▸ **WRITTEN INSTRUCTION**
All of the data should be output character for character, except the pictures.

▸ **Entries with page source code**
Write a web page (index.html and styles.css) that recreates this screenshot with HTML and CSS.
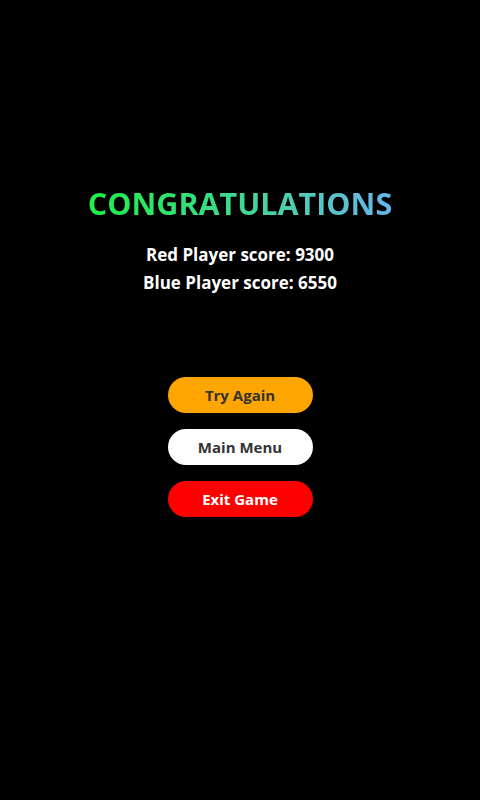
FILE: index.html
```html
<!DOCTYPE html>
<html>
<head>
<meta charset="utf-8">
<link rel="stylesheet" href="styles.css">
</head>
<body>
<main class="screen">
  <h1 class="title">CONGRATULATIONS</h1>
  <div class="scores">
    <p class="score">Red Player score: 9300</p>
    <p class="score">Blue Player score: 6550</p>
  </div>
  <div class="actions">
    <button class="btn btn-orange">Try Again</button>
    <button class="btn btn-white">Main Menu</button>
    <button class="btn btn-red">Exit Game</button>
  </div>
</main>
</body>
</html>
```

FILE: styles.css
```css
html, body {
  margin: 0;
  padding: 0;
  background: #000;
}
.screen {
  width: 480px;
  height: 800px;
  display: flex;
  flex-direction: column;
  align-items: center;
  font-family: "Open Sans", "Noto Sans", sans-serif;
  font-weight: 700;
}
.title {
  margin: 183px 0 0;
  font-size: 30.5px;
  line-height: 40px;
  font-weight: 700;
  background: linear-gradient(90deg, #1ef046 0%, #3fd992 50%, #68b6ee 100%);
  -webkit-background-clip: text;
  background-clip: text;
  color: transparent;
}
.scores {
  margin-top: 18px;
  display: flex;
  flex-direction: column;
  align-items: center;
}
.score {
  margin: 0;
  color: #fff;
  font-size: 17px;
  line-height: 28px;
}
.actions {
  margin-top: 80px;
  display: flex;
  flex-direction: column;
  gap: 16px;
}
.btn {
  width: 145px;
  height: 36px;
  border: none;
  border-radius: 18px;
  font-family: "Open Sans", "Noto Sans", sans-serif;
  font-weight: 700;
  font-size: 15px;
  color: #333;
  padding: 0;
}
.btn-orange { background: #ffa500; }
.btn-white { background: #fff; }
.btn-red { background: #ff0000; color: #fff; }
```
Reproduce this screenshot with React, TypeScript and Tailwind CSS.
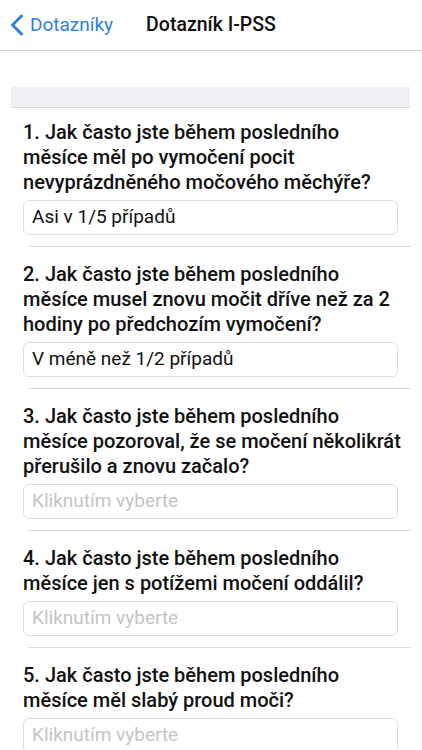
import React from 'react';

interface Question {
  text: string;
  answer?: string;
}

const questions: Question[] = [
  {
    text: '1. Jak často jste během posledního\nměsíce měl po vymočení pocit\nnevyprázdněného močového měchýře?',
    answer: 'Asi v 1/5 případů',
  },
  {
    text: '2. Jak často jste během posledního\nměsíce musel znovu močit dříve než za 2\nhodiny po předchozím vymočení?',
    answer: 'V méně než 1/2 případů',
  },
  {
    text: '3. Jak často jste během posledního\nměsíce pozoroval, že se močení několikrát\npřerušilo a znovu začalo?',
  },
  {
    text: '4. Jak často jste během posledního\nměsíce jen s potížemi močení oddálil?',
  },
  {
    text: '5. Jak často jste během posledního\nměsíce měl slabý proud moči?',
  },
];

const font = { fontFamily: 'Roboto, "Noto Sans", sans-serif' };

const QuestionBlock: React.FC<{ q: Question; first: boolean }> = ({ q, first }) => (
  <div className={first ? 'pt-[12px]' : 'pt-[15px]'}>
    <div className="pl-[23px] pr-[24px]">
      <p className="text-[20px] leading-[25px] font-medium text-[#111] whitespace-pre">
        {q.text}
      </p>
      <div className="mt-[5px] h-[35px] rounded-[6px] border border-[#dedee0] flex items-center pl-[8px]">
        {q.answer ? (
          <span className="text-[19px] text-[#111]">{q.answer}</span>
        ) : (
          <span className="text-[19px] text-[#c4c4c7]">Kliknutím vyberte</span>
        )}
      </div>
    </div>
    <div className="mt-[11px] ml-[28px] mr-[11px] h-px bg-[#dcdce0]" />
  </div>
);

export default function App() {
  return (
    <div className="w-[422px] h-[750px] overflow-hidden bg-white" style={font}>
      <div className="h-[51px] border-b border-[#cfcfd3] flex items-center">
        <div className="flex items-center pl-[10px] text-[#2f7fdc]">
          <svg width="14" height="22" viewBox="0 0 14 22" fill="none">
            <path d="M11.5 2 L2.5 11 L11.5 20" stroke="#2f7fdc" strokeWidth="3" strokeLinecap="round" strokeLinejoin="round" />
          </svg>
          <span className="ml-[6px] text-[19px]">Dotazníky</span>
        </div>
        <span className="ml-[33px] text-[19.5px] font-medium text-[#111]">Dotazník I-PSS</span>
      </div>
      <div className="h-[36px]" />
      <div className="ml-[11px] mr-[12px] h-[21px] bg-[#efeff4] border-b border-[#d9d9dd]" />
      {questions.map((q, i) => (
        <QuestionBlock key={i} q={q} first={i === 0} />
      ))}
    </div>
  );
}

▸ **CORRECT RESPONSE**
Write a web page (index.html and styles.css) that recreates this screenshot with HTML and CSS.
FILE: index.html
```html
<!DOCTYPE html>
<html>
<head>
<meta charset="utf-8">
<link rel="stylesheet" href="styles.css">
</head>
<body>
<main class="screen">
  <h1 class="title">CONGRATULATIONS</h1>
  <div class="scores">
    <p class="score">Red Player score: 9300</p>
    <p class="score">Blue Player score: 6550</p>
  </div>
  <div class="actions">
    <button class="btn btn-orange">Try Again</button>
    <button class="btn btn-white">Main Menu</button>
    <button class="btn btn-red">Exit Game</button>
  </div>
</main>
</body>
</html>
```

FILE: styles.css
```css
html, body {
  margin: 0;
  padding: 0;
  background: #000;
}
.screen {
  width: 480px;
  height: 800px;
  display: flex;
  flex-direction: column;
  align-items: center;
  font-family: "Open Sans", "Noto Sans", sans-serif;
  font-weight: 700;
}
.title {
  margin: 183px 0 0;
  font-size: 30.5px;
  line-height: 40px;
  font-weight: 700;
  background: linear-gradient(90deg, #1ef046 0%, #3fd992 50%, #68b6ee 100%);
  -webkit-background-clip: text;
  background-clip: text;
  color: transparent;
}
.scores {
  margin-top: 18px;
  display: flex;
  flex-direction: column;
  align-items: center;
}
.score {
  margin: 0;
  color: #fff;
  font-size: 17px;
  line-height: 28px;
}
.actions {
  margin-top: 80px;
  display: flex;
  flex-direction: column;
  gap: 16px;
}
.btn {
  width: 145px;
  height: 36px;
  border: none;
  border-radius: 18px;
  font-family: "Open Sans", "Noto Sans", sans-serif;
  font-weight: 700;
  font-size: 15px;
  color: #333;
  padding: 0;
}
.btn-orange { background: #ffa500; }
.btn-white { background: #fff; }
.btn-red { background: #ff0000; color: #fff; }
```
Reproduce this screenshot with React, TypeScript and Tailwind CSS.
import React from 'react';

interface Question {
  text: string;
  answer?: string;
}

const questions: Question[] = [
  {
    text: '1. Jak často jste během posledního\nměsíce měl po vymočení pocit\nnevyprázdněného močového měchýře?',
    answer: 'Asi v 1/5 případů',
  },
  {
    text: '2. Jak často jste během posledního\nměsíce musel znovu močit dříve než za 2\nhodiny po předchozím vymočení?',
    answer: 'V méně než 1/2 případů',
  },
  {
    text: '3. Jak často jste během posledního\nměsíce pozoroval, že se močení několikrát\npřerušilo a znovu začalo?',
  },
  {
    text: '4. Jak často jste během posledního\nměsíce jen s potížemi močení oddálil?',
  },
  {
    text: '5. Jak často jste během posledního\nměsíce měl slabý proud moči?',
  },
];

const font = { fontFamily: 'Roboto, "Noto Sans", sans-serif' };

const QuestionBlock: React.FC<{ q: Question; first: boolean }> = ({ q, first }) => (
  <div className={first ? 'pt-[12px]' : 'pt-[15px]'}>
    <div className="pl-[23px] pr-[24px]">
      <p className="text-[20px] leading-[25px] font-medium text-[#111] whitespace-pre">
        {q.text}
      </p>
      <div className="mt-[5px] h-[35px] rounded-[6px] border border-[#dedee0] flex items-center pl-[8px]">
        {q.answer ? (
          <span className="text-[19px] text-[#111]">{q.answer}</span>
        ) : (
          <span className="text-[19px] text-[#c4c4c7]">Kliknutím vyberte</span>
        )}
      </div>
    </div>
    <div className="mt-[11px] ml-[28px] mr-[11px] h-px bg-[#dcdce0]" />
  </div>
);

export default function App() {
  return (
    <div className="w-[422px] h-[750px] overflow-hidden bg-white" style={font}>
      <div className="h-[51px] border-b border-[#cfcfd3] flex items-center">
        <div className="flex items-center pl-[10px] text-[#2f7fdc]">
          <svg width="14" height="22" viewBox="0 0 14 22" fill="none">
            <path d="M11.5 2 L2.5 11 L11.5 20" stroke="#2f7fdc" strokeWidth="3" strokeLinecap="round" strokeLinejoin="round" />
          </svg>
          <span className="ml-[6px] text-[19px]">Dotazníky</span>
        </div>
        <span className="ml-[33px] text-[19.5px] font-medium text-[#111]">Dotazník I-PSS</span>
      </div>
      <div className="h-[36px]" />
      <div className="ml-[11px] mr-[12px] h-[21px] bg-[#efeff4] border-b border-[#d9d9dd]" />
      {questions.map((q, i) => (
        <QuestionBlock key={i} q={q} first={i === 0} />
      ))}
    </div>
  );
}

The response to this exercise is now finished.